The lines from the top of the material through the line with "import React from" are to be set down exactly. Leave the pictures out.

——

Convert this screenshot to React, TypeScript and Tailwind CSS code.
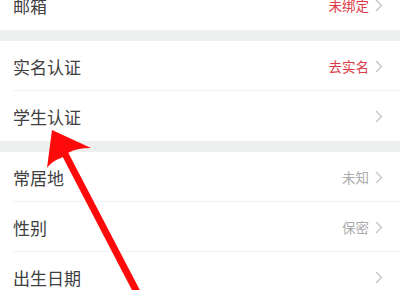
import React from "react";

const Chevron = () => (
  <svg width="8" height="13" viewBox="0 0 8 13" className="ml-[6px] shrink-0">
    <path d="M1.5 1.5 L6.5 6.5 L1.5 11.5" fill="none" stroke="#c4c4c4" strokeWidth="1.4" strokeLinecap="round" strokeLinejoin="round" />
  </svg>
);

type RowProps = { label: string; value?: string; red?: boolean; divider?: boolean };

const Row = ({ label, value, red, divider }: RowProps) => (
  <div className="relative flex h-[50px] items-center bg-white pl-[13px] pr-[17px]">
    <span className="flex-1 pt-[2px] text-[17px] text-[#404040]">{label}</span>
    {value && (
      <span className={"pt-[1px] text-[13.5px] " + (red ? "text-[#dc3a45]" : "text-[#ababab]")}>{value}</span>
    )}
    <Chevron />
    {divider && <div className="absolute bottom-0 left-[13px] right-0 h-px bg-[#f0f0f0]" />}
  </div>
);

export default function App() {
  return (
    <div
      className="relative h-[290px] w-[400px] overflow-hidden bg-white"
      style={{ fontFamily: '"Noto Sans CJK SC", "Noto Sans", sans-serif' }}
    >
      <div className="-mt-[20px] flex flex-col">
        <Row label="邮箱" value="未绑定" red />
        <div className="h-[11px] bg-[#eef0f0]" />
        <Row label="实名认证" value="去实名" red divider />
        <Row label="学生认证" />
        <div className="h-[11px] bg-[#eef0f0]" />
        <Row label="常居地" value="未知" divider />
        <Row label="性别" value="保密" divider />
        <Row label="出生日期" />
      </div>
      <svg className="pointer-events-none absolute left-0 top-0" width="400" height="290" viewBox="0 0 400 290">
        <line x1="64" y1="152" x2="139" y2="296" stroke="#ff0a0a" strokeWidth="7" />
        <path d="M52 130 L91 148 Q76 148 68 153 L61 158 Q52 161 47 168 Z" fill="#ff0a0a" />
      </svg>
    </div>
  );
}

——

▶ Exercise output
Convert this screenshot to React, TypeScript and Tailwind CSS code.
import React from "react";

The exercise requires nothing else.